**Aim:**
Find the number of lines below in which the word "React" appears, and write that number only.

**Available data:**
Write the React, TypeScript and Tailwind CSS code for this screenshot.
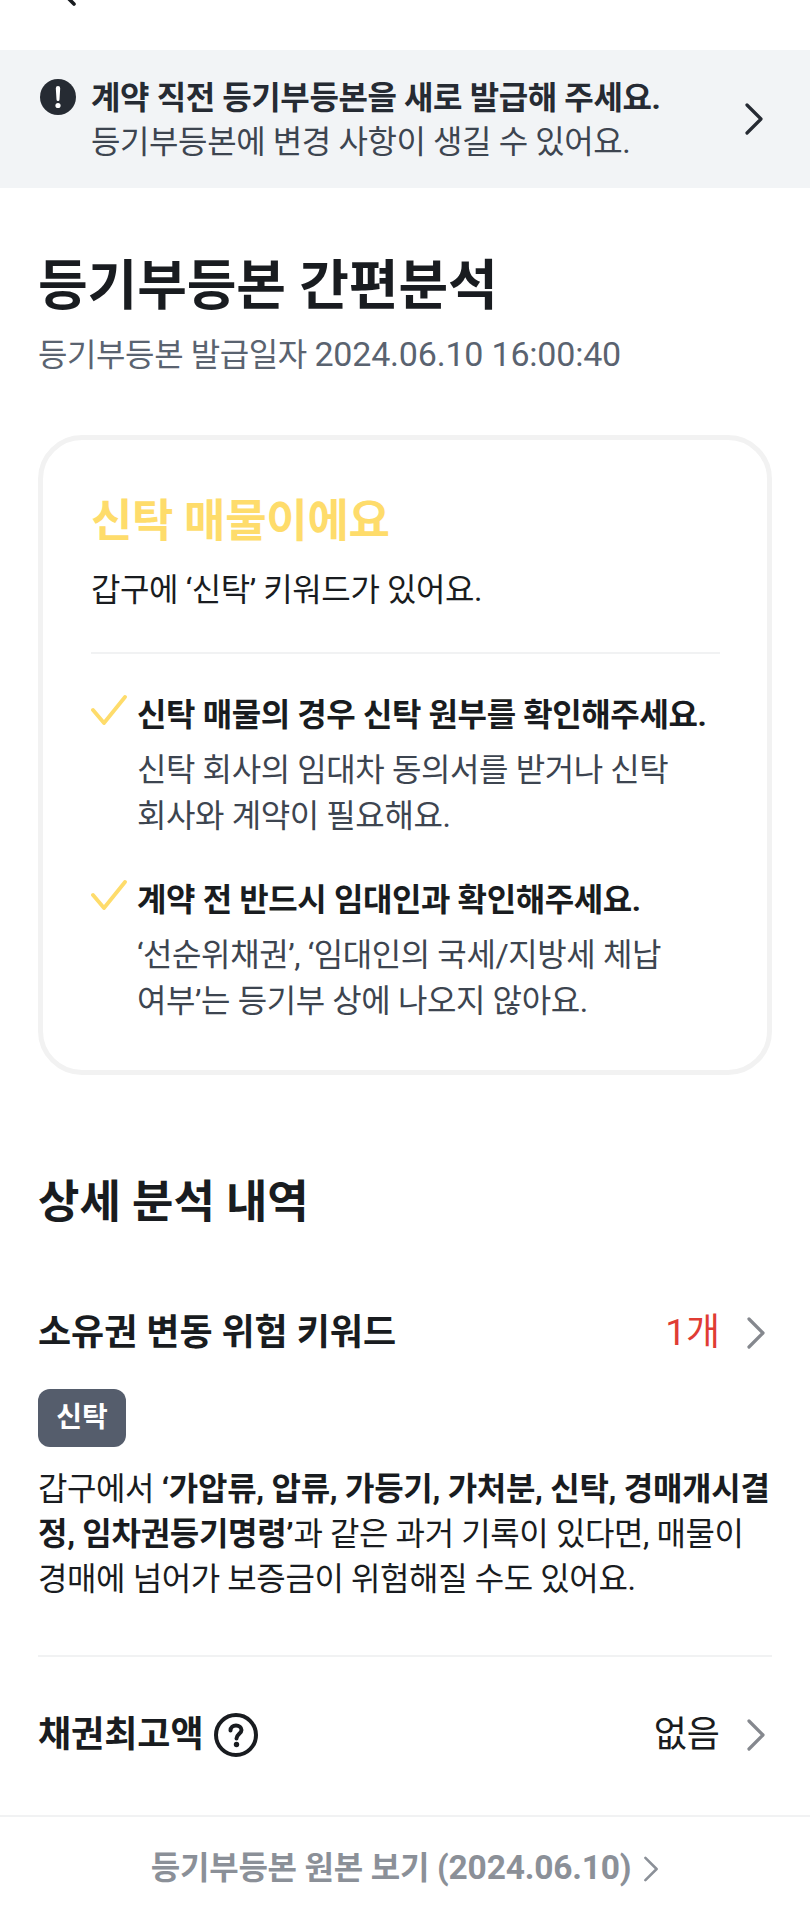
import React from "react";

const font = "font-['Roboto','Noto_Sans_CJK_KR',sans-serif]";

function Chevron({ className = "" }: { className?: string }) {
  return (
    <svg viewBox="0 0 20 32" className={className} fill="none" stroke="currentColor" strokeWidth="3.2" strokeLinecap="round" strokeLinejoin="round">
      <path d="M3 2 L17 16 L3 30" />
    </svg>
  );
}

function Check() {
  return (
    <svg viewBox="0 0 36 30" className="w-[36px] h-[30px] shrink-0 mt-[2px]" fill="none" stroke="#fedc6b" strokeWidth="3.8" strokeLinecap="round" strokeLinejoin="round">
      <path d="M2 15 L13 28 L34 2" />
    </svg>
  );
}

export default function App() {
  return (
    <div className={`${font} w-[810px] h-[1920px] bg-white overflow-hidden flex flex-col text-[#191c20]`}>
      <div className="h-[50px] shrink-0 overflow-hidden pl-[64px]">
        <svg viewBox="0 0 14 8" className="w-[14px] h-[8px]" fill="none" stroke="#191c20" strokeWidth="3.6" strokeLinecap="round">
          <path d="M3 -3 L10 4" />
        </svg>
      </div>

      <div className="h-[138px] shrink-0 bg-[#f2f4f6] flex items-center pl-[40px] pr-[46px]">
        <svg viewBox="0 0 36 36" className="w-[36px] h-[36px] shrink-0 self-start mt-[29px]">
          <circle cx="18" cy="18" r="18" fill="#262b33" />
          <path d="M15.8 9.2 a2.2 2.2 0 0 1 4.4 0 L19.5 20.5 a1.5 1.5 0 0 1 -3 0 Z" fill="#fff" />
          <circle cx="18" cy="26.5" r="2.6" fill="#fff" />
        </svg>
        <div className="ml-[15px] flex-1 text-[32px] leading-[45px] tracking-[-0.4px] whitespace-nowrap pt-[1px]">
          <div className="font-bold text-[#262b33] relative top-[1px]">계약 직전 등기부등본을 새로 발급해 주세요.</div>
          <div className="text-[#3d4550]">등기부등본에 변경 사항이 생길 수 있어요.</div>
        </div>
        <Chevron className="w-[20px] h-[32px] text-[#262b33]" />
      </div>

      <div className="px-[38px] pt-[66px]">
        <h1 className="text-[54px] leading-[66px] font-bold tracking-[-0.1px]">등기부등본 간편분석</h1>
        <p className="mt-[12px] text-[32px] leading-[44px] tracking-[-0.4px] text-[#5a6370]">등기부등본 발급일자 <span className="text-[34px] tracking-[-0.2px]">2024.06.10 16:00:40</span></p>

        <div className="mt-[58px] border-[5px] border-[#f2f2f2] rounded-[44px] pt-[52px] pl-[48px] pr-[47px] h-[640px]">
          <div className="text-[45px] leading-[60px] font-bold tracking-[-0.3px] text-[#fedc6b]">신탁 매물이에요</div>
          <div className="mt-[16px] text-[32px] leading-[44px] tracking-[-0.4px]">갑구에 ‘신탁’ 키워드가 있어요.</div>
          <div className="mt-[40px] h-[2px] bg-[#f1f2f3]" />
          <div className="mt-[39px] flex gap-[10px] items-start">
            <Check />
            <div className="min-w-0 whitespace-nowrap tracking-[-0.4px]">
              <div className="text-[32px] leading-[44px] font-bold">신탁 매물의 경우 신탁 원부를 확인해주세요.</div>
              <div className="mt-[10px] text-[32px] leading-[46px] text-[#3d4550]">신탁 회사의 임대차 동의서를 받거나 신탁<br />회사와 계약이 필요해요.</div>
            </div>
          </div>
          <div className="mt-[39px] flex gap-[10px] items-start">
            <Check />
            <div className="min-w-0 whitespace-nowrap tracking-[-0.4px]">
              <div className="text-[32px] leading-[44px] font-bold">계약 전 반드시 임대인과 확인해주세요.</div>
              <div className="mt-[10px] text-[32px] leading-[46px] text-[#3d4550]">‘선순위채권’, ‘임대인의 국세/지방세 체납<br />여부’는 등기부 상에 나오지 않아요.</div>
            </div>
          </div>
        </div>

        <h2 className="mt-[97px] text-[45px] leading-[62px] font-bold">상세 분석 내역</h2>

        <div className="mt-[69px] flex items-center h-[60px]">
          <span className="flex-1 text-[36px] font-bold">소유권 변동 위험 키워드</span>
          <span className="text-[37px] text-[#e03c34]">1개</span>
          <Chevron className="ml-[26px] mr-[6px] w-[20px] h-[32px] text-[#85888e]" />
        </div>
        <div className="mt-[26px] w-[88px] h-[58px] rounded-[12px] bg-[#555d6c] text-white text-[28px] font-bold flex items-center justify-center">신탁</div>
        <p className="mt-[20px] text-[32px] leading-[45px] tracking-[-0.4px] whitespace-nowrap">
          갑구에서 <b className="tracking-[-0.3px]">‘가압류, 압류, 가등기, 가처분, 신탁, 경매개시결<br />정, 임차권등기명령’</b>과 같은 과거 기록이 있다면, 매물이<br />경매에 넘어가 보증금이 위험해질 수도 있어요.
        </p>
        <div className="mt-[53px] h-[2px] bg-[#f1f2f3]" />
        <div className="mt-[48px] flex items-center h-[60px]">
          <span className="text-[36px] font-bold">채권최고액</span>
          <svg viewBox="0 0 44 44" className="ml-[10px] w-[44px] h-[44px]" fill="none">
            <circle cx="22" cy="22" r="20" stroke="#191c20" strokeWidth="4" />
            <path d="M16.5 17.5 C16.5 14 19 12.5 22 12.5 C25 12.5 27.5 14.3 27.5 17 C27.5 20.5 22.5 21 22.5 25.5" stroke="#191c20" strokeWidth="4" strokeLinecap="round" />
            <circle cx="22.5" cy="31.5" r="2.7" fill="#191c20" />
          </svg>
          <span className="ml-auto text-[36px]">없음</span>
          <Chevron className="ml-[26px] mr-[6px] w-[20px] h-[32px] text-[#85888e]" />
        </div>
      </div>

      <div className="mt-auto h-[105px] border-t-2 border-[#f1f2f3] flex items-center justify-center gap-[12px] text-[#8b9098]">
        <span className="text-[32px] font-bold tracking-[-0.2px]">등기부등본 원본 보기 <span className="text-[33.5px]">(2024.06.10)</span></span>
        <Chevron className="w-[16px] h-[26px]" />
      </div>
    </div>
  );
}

**Completed task:**
2